La garnison est commandée par le brigadier général Joaquin Vara del Ray y Rubio qui, comme son supérieur le lieutenant général Arsenio Linares y Pombo (en), a une longue expérience du combat contre les guérillas cubaines et les tribus marocaines, mais n'a jamais participé à une guerre conventionnelle. Sur le point de retourner en Espagne au début des hostilités, Vara del Ray s'est porté volontaire pour rester, malgré les faibles chances de victoire[18]. Les Espagnols compensent leur infériorité numérique par les fortifications, une méthode héritée de leurs années de lutte contre les guérillas à partir de points fortifiées[16].

Comme son opposante américaine, l'armée espagnole est handicapée par des facteurs organisationnels. Elle souffre notamment d'un manque d'expérience pour ce type d'affrontement : bien que très expérimentée dans la lutte contre les guérilla, elle n'a ainsi plus menée de conflit conventionnel depuis les guerres napoléoniennes. En outre, elle a particularité d'avoir une proportion d'officiers inhabituellement élevée, de l'ordre d'un officier pour six soldats, ce qui est d'autant plus problématique qu'il y a un gouffre social entre les premiers, majoritairement des nobles sortant de l'académie militaire, et les seconds, issus des classes les plus pauvres de la société[19]. Toutefois, à la différence des Américains, les Espagnols sont plutôt bien équipés, avec un uniforme léger adapté au climat local et l'utilisation généralisée de fusils modernes, à savoir le Mauser modèle 1893[16].

Bataille

Échec de la première attaque

The Capture of El Caney, le 7e régiment d'infanterie américain à travers les champs au nord d'El Caney. Peint par Howard Chandler Christy.

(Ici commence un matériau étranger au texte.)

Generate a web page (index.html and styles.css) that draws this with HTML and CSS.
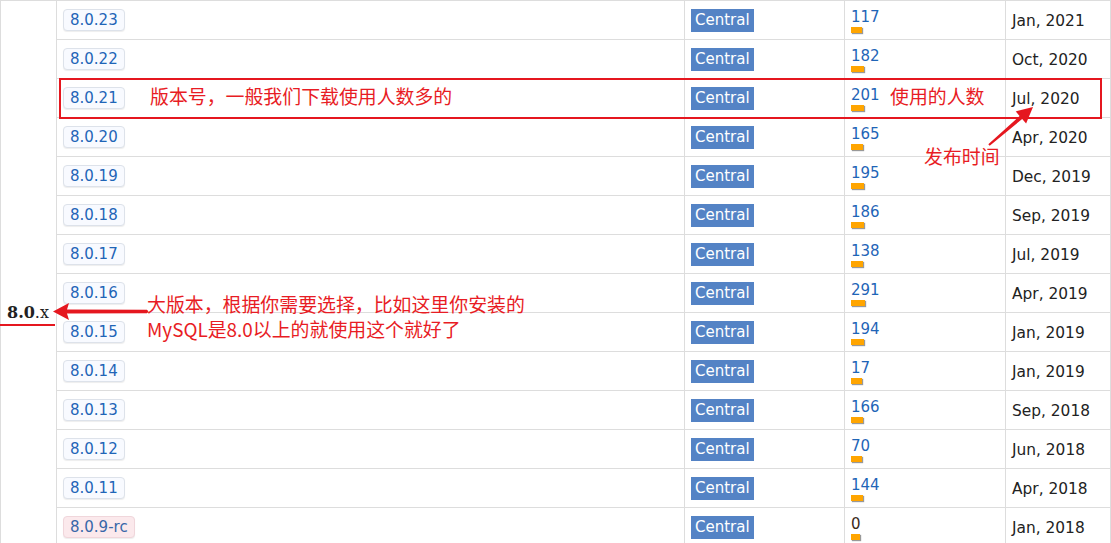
FILE: index.html
```html
<!DOCTYPE html>
<html lang="zh-CN">
<head>
<meta charset="UTF-8">
<title>mysql-connector-java 8.0.x</title>
<link rel="stylesheet" href="styles.css">
</head>
<body>
<div class="versions">
  <div class="group"><span class="major"><b>8.0</b>.x</span></div>
  <div class="rows">
    <div class="row">
      <div class="cell ver"><a class="vbtn">8.0.23</a></div>
      <div class="cell repo"><span class="central">Central</span></div>
      <div class="cell usage"><a>117</a><i class="bar" style="width:11px"></i></div>
      <div class="cell date">Jan, 2021</div>
    </div>
    <div class="row">
      <div class="cell ver"><a class="vbtn">8.0.22</a></div>
      <div class="cell repo"><span class="central">Central</span></div>
      <div class="cell usage"><a>182</a><i class="bar" style="width:13px"></i></div>
      <div class="cell date">Oct, 2020</div>
    </div>
    <div class="row">
      <div class="cell ver"><a class="vbtn">8.0.21</a></div>
      <div class="cell repo"><span class="central">Central</span></div>
      <div class="cell usage"><a>201</a><i class="bar" style="width:13px"></i></div>
      <div class="cell date">Jul, 2020</div>
    </div>
    <div class="row">
      <div class="cell ver"><a class="vbtn">8.0.20</a></div>
      <div class="cell repo"><span class="central">Central</span></div>
      <div class="cell usage"><a>165</a><i class="bar" style="width:12px"></i></div>
      <div class="cell date">Apr, 2020</div>
    </div>
    <div class="row">
      <div class="cell ver"><a class="vbtn">8.0.19</a></div>
      <div class="cell repo"><span class="central">Central</span></div>
      <div class="cell usage"><a>195</a><i class="bar" style="width:13px"></i></div>
      <div class="cell date">Dec, 2019</div>
    </div>
    <div class="row">
      <div class="cell ver"><a class="vbtn">8.0.18</a></div>
      <div class="cell repo"><span class="central">Central</span></div>
      <div class="cell usage"><a>186</a><i class="bar" style="width:13px"></i></div>
      <div class="cell date">Sep, 2019</div>
    </div>
    <div class="row">
      <div class="cell ver"><a class="vbtn">8.0.17</a></div>
      <div class="cell repo"><span class="central">Central</span></div>
      <div class="cell usage"><a>138</a><i class="bar" style="width:12px"></i></div>
      <div class="cell date">Jul, 2019</div>
    </div>
    <div class="row">
      <div class="cell ver"><a class="vbtn">8.0.16</a></div>
      <div class="cell repo"><span class="central">Central</span></div>
      <div class="cell usage"><a>291</a><i class="bar" style="width:14px"></i></div>
      <div class="cell date">Apr, 2019</div>
    </div>
    <div class="row">
      <div class="cell ver"><a class="vbtn">8.0.15</a></div>
      <div class="cell repo"><span class="central">Central</span></div>
      <div class="cell usage"><a>194</a><i class="bar" style="width:13px"></i></div>
      <div class="cell date">Jan, 2019</div>
    </div>
    <div class="row">
      <div class="cell ver"><a class="vbtn">8.0.14</a></div>
      <div class="cell repo"><span class="central">Central</span></div>
      <div class="cell usage"><a>17</a><i class="bar" style="width:11px"></i></div>
      <div class="cell date">Jan, 2019</div>
    </div>
    <div class="row">
      <div class="cell ver"><a class="vbtn">8.0.13</a></div>
      <div class="cell repo"><span class="central">Central</span></div>
      <div class="cell usage"><a>166</a><i class="bar" style="width:12px"></i></div>
      <div class="cell date">Sep, 2018</div>
    </div>
    <div class="row">
      <div class="cell ver"><a class="vbtn">8.0.12</a></div>
      <div class="cell repo"><span class="central">Central</span></div>
      <div class="cell usage"><a>70</a><i class="bar" style="width:11px"></i></div>
      <div class="cell date">Jun, 2018</div>
    </div>
    <div class="row">
      <div class="cell ver"><a class="vbtn">8.0.11</a></div>
      <div class="cell repo"><span class="central">Central</span></div>
      <div class="cell usage"><a>144</a><i class="bar" style="width:12px"></i></div>
      <div class="cell date">Apr, 2018</div>
    </div>
    <div class="row">
      <div class="cell ver"><a class="vbtn rc">8.0.9-rc</a></div>
      <div class="cell repo"><span class="central">Central</span></div>
      <div class="cell usage"><a class="zero">0</a><i class="bar" style="width:9px"></i></div>
      <div class="cell date">Jan, 2018</div>
    </div>
  </div>
</div>

<!-- screenshot annotations -->
<div class="notes">
  <svg class="marks" width="1111" height="543" viewBox="0 0 1111 543">
    <rect x="60" y="79" width="1041" height="39" fill="none" stroke="#e5171f" stroke-width="2"/>
    <rect x="0" y="324" width="55" height="2" fill="#e5171f"/>
    <polygon fill="#e5171f" points="53,311.5 69,303 67,309.5 147,309.8 148.5,311.5 147,313.2 67,313.5 69,320"/>
    <polygon fill="#e5171f" points="1033,107 1026.1,123.6 1022.2,119 989.7,145.8 988.3,144.2 1019.6,116 1015.7,111.4"/>
  </svg>
  <div class="note n1">版本号，一般我们下载使用人数多的</div>
  <div class="note n2">使用的人数</div>
  <div class="note n3">发布时间</div>
  <div class="note n4">大版本，根据你需要选择，比如这里你安装的<br>MySQL是8.0以上的就使用这个就好了</div>
</div>
</body>
</html>
```

FILE: styles.css
```css
html, body { margin:0; padding:0; overflow:hidden; background:#fff; }
body { font-family:"DejaVu Sans", Verdana, sans-serif; font-size:15px; color:#222; position:relative; width:1111px; height:543px; }

.versions { display:flex; border-top:1px solid #ddd; }
.group { width:57px; box-sizing:border-box; border-left:1px solid #ddd; border-right:1px solid #ddd; padding:302px 0 0 6px; flex:none; }
.major { font-family:"DejaVu Serif", "Liberation Serif", serif; font-size:16px; color:#222; line-height:19px; }
.major b { font-weight:bold; }

.rows { flex:none; width:1054px; }
.row { display:grid; grid-template-columns:628px 160px 161px 105px; height:39px; box-sizing:border-box; border-bottom:1px solid #ddd; }
.cell { border-right:1px solid #ddd; padding:0 6px; display:flex; align-items:center; min-width:0; }

.vbtn { display:inline-block; height:22px; box-sizing:border-box; line-height:20px; padding:0 6px; margin-top:-1px; border:1px solid #dde2ea; border-radius:4px; background:#f8faff; color:#1f65b7; box-shadow:0 1px 1px rgba(0,0,0,.07); }
.vbtn.rc { background:#fbe9ec; border-color:#f0d6db; color:#3867a8; }

.central { display:inline-block; height:23px; line-height:23px; padding:0 4px; margin-top:1px; background:#5483c5; color:#fff; }

.usage { flex-direction:column; align-items:flex-start; justify-content:flex-start; padding-top:8px; }
.usage a { color:#1f65b7; line-height:17px; }
.usage a.zero { color:#3a2a1a; }
.bar { display:block; height:6px; margin-top:1px; background:#ffa500; box-shadow:1px 1px 1px #999; }

.date { color:#222; font-size:15.4px; padding-top:1px; }

.notes { position:absolute; left:0; top:0; width:1111px; height:543px; pointer-events:none; }
.marks { position:absolute; left:0; top:0; }
.note { position:absolute; font-family:"Noto Sans CJK SC", "Noto Sans", sans-serif; font-size:18.9px; line-height:25px; color:#e81c24; white-space:nowrap; }
.n1 { left:150px; top:83px; }
.n2 { left:890px; top:83px; }
.n3 { left:924px; top:143px; }
.n4 { left:147px; top:291px; }
```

Les forces américaines quittent El Pozo peu avant le lever du jour et arrivent en vue d'El Caney à l'aube. L'artillerie s'installe sur une petite colline à environ 1,5 km au sud du fort d'El Viso, tandis que la 1re brigade commence à contourner le village par l'ouest et la 3e par l'est[20].

À h 35 l'artillerie américaine ouvre le feu en visant un groupe d'une cinquantaine de cavaliers. Ceux-ci se révèlent toutefois être des insurgés cubains alliés, que les tirs ratent de peu. Après cet incident, les canons prennent pour cible le fort, qu'ils bombardent pendant plusieurs heures sans subir de riposte, leur position étant hors du champ de tir des armes espagnoles[15]. Dans le même temps, les Américains et leurs alliés cubains achèvent l'encerclement afin d'empêcher les Espagnols de s'échapper. Ils sont toutefois la cible de tirs nourris de la part des défenseurs, en particulier du côté ouest, où les Américains se sont mis en position à moins de cent mètres des tranchées espagnoles[21]. Vers 10 heures, le 2e régiment d'infanterie du Massachusetts (en) a subi tant de pertes que Ludlow choisit de le retirer de la ligne de front. Peu après, l'intensité du combat diminue, les deux camps devant se réorganiser et se réapprovisionner en munitions[22].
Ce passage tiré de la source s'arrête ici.